Thanks for bringing this up. We have interstitial ads enabled to guest users only on certain sections (they definitely make a difference).

Because you're logged in you should see less ads, and none of the more invasive formats like that one -- just fixed that now, I think we had it running for a week or so because of a mistake. And of course, Elite users see no ads whatsoever *nerd*
 
There are free, ad-blocking name servers, too. I bet google would have a hard time blocking them, not that I care. I would not use chrome for anything even if someone paid me. Chrome/Edge are nothing but spyware in browser clothing, and screw google anyway for even threatening to ban ad blockers from Chrome. That is one way, IMO, to get people to stop using and/or trusting chrome and google. Chrome is a synonym for spyware.

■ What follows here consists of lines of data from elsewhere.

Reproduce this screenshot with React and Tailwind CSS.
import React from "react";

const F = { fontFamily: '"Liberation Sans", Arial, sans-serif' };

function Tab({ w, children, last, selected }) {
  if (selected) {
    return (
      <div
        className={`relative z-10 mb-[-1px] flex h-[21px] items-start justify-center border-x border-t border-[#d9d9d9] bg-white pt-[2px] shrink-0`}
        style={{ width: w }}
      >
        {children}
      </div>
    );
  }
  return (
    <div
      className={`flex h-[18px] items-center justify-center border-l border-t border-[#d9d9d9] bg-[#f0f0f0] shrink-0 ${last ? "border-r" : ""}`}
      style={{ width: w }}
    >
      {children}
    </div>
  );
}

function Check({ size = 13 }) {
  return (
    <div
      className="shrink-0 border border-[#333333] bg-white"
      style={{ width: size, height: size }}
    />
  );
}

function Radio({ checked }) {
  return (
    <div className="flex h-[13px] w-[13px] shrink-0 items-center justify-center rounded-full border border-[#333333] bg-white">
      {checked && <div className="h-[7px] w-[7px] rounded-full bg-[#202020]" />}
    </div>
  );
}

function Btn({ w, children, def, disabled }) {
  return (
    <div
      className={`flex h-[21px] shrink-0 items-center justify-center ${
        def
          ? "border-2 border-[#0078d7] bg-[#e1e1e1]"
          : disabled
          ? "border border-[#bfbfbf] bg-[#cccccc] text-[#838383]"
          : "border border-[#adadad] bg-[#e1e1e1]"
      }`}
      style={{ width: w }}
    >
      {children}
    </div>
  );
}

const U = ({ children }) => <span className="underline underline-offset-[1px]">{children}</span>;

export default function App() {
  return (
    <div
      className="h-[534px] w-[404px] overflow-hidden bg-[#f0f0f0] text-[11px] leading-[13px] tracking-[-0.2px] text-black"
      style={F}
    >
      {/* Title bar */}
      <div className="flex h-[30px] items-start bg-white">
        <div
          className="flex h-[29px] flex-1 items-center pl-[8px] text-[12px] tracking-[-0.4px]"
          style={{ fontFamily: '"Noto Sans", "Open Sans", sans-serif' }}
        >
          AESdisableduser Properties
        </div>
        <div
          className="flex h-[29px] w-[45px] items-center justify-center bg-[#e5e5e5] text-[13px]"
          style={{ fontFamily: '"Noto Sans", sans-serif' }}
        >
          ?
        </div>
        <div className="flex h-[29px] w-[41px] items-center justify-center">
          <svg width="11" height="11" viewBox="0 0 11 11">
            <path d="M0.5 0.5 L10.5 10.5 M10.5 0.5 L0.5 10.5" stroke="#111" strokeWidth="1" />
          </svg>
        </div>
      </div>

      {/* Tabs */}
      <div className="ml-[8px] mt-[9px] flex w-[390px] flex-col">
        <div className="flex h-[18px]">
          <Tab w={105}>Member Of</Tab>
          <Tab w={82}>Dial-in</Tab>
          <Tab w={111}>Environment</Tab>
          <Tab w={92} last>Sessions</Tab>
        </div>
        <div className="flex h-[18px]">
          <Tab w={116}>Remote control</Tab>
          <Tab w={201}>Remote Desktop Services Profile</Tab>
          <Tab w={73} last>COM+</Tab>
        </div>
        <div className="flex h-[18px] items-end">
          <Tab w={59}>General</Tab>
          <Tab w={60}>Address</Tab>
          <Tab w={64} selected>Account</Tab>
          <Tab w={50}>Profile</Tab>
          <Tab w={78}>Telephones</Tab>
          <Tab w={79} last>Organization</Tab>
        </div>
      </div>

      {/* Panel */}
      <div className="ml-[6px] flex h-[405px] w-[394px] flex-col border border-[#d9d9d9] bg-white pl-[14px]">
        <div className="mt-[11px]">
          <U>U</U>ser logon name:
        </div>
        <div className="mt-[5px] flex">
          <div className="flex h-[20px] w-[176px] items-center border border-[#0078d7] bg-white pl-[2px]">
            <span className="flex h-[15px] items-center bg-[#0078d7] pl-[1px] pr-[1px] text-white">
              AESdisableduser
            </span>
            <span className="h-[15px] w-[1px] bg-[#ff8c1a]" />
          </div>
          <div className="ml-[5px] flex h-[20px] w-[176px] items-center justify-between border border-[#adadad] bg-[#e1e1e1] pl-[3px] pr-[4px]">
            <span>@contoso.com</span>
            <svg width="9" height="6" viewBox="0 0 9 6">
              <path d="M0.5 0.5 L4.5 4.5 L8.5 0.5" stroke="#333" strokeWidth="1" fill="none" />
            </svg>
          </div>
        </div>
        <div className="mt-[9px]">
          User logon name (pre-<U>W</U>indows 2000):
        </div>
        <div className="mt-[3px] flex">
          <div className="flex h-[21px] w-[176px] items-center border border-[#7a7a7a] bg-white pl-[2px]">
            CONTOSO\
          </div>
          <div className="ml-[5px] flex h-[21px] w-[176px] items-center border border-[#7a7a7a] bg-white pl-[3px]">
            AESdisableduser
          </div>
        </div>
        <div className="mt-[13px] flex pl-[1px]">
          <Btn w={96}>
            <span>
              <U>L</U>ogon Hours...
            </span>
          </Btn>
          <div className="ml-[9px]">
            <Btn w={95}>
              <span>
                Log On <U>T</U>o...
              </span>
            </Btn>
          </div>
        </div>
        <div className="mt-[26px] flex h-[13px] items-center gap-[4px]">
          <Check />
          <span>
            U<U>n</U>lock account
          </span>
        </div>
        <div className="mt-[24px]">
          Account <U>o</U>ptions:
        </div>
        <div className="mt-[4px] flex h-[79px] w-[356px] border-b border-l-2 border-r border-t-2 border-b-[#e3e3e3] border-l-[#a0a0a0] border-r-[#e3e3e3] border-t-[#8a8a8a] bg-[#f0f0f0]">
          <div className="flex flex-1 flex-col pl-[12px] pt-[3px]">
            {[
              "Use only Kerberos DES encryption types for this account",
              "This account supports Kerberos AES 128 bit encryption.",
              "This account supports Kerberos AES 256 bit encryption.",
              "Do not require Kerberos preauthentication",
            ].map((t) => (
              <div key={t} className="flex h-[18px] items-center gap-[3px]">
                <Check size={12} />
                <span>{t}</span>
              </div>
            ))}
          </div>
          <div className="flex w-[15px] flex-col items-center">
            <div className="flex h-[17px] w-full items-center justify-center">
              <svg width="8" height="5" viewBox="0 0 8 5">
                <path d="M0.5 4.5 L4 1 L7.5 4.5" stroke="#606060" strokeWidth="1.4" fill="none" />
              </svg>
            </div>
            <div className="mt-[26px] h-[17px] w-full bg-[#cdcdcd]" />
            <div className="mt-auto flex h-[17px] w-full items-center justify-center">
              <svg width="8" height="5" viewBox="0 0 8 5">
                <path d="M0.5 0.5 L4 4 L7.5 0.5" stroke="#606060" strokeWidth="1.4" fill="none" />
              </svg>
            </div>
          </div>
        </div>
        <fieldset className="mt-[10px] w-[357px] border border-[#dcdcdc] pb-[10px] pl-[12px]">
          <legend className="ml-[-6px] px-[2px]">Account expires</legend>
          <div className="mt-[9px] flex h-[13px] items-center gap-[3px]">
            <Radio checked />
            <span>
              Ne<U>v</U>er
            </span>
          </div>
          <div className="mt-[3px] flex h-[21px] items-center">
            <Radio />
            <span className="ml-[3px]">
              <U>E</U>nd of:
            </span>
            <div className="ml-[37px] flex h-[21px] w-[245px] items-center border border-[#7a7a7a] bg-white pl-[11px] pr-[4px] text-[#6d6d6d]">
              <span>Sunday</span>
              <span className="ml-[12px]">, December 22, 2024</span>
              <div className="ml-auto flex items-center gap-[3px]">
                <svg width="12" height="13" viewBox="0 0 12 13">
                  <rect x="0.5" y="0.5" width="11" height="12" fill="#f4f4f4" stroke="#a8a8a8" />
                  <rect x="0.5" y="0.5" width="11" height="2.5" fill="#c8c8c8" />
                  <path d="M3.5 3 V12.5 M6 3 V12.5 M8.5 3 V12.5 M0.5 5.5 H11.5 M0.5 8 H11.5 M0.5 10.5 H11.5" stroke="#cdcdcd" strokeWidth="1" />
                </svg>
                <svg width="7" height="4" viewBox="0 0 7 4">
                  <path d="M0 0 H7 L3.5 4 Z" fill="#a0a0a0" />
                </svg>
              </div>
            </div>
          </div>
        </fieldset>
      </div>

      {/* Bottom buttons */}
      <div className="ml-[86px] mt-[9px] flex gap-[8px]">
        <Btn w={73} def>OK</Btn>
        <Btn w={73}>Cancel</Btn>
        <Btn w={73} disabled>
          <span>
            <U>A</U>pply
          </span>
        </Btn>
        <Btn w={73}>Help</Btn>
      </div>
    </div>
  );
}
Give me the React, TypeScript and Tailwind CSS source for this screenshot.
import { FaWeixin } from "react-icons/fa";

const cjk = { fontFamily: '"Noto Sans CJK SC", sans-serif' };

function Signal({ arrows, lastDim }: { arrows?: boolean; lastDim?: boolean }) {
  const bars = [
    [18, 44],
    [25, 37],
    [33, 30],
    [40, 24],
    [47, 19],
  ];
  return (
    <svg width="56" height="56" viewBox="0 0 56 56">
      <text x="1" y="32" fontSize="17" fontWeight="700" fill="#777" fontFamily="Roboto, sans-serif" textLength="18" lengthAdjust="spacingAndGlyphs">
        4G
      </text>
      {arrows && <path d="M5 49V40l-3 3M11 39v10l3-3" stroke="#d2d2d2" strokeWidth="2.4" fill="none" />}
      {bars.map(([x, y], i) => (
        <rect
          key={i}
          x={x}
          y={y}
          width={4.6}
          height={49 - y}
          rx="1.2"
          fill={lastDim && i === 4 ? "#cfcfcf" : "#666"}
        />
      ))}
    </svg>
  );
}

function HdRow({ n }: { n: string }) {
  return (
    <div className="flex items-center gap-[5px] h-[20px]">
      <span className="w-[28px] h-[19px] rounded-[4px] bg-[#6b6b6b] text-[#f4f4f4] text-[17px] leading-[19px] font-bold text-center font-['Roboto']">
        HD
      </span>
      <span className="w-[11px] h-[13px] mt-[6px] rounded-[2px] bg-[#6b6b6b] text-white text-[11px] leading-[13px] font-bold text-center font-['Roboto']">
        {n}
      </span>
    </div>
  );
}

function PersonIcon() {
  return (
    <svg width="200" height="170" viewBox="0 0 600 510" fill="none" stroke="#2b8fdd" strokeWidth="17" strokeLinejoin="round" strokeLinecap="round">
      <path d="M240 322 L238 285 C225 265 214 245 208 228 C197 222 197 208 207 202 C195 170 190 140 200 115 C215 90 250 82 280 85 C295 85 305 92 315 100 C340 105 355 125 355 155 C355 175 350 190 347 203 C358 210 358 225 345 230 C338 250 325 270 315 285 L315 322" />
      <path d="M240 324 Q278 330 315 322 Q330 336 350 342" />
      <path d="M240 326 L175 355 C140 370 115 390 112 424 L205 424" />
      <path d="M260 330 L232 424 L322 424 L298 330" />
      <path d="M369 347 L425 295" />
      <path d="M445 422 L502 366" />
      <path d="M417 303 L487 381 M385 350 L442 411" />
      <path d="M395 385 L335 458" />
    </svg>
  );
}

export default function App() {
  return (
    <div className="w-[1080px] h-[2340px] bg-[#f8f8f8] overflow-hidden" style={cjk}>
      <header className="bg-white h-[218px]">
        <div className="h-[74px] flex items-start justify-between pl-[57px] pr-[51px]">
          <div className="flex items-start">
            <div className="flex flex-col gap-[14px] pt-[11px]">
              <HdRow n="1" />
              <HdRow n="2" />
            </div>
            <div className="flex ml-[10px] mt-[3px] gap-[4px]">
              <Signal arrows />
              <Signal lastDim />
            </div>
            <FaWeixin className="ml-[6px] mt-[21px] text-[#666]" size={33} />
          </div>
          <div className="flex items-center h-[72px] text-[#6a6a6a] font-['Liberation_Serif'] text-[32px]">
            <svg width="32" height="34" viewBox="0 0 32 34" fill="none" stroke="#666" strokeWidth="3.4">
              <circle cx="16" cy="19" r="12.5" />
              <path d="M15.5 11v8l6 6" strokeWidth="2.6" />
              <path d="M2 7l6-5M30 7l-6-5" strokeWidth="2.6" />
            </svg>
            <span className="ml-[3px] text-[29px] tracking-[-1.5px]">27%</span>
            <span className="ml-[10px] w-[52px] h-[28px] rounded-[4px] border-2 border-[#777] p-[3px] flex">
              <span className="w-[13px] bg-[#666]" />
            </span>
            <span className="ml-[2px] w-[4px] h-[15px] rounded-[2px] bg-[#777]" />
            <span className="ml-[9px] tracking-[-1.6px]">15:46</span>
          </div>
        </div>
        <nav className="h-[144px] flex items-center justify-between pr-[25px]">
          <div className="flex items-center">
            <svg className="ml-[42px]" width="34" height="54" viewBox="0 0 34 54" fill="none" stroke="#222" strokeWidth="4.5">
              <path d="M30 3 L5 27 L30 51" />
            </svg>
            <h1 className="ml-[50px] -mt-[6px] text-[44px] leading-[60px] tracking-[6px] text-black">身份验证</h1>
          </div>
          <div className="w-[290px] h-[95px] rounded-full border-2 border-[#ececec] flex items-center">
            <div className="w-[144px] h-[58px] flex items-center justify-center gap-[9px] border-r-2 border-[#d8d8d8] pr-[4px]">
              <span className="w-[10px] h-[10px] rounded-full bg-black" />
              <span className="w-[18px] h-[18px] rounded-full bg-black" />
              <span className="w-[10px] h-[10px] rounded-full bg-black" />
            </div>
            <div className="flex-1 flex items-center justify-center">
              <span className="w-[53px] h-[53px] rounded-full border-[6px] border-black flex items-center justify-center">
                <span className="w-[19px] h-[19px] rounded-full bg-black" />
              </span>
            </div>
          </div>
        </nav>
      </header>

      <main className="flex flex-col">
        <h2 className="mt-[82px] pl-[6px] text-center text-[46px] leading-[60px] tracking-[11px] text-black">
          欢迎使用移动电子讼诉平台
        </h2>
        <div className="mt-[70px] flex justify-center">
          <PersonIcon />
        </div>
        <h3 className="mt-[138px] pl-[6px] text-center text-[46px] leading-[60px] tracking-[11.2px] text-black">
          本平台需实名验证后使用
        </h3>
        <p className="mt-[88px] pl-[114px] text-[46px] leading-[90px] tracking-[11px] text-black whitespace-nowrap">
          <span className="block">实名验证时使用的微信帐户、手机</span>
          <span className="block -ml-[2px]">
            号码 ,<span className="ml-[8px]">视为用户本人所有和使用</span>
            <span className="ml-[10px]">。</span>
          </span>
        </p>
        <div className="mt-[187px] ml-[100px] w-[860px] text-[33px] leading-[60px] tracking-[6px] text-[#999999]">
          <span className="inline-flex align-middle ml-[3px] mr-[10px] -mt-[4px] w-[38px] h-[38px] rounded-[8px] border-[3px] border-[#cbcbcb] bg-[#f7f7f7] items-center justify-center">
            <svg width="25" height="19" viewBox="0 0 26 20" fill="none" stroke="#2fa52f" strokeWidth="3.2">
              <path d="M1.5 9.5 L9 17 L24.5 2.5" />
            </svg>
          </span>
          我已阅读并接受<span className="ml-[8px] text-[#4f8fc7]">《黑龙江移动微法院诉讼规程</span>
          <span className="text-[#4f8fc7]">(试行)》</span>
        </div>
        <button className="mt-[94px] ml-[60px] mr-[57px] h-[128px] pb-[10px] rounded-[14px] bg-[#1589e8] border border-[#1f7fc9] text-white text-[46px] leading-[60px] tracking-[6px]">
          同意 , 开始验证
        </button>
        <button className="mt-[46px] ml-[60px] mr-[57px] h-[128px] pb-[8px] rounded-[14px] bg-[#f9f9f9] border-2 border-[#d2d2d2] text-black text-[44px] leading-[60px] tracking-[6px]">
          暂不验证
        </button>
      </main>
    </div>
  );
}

Yet the Chrome sheep are still bleating. :rolleyes:
Although Edge is spyware, it does have it's place in the world, which is why I still use it. Much faster on some websites and they're where I do tend to search for products. As to Chrome; it's a bloated, steaming PoS that wont be anywhere near my computer.
 
Thanks for bringing this up. We have interstitial ads enabled to guest users only on certain sections (they definitely make a difference).
You're welcome! Like the doors from the ship in Hitchhikers Guide to the Galaxy would say - Glad to be of Service! :laughing:
Because you're logged in you should see less ads, and none of the more invasive formats like that one -- just fixed that now, I think we had it running for a week or so because of a mistake. And of course, Elite users see no ads whatsoever *nerd*
I do sometimes browse TS without logging in. Anyway, it sounds like you discovered that something was off and were able to fix it. Thanks for doing so!
 
NextDNS with filtering does excellently, and the yearly fee is affordable.
One could also try filtering using Adguard and/or Safing Portmaster.

Ublock Origin on Firefox browser with Medium mode and whitelisting for JavaScript.
Firefox itself with Strict anti-tracking mode.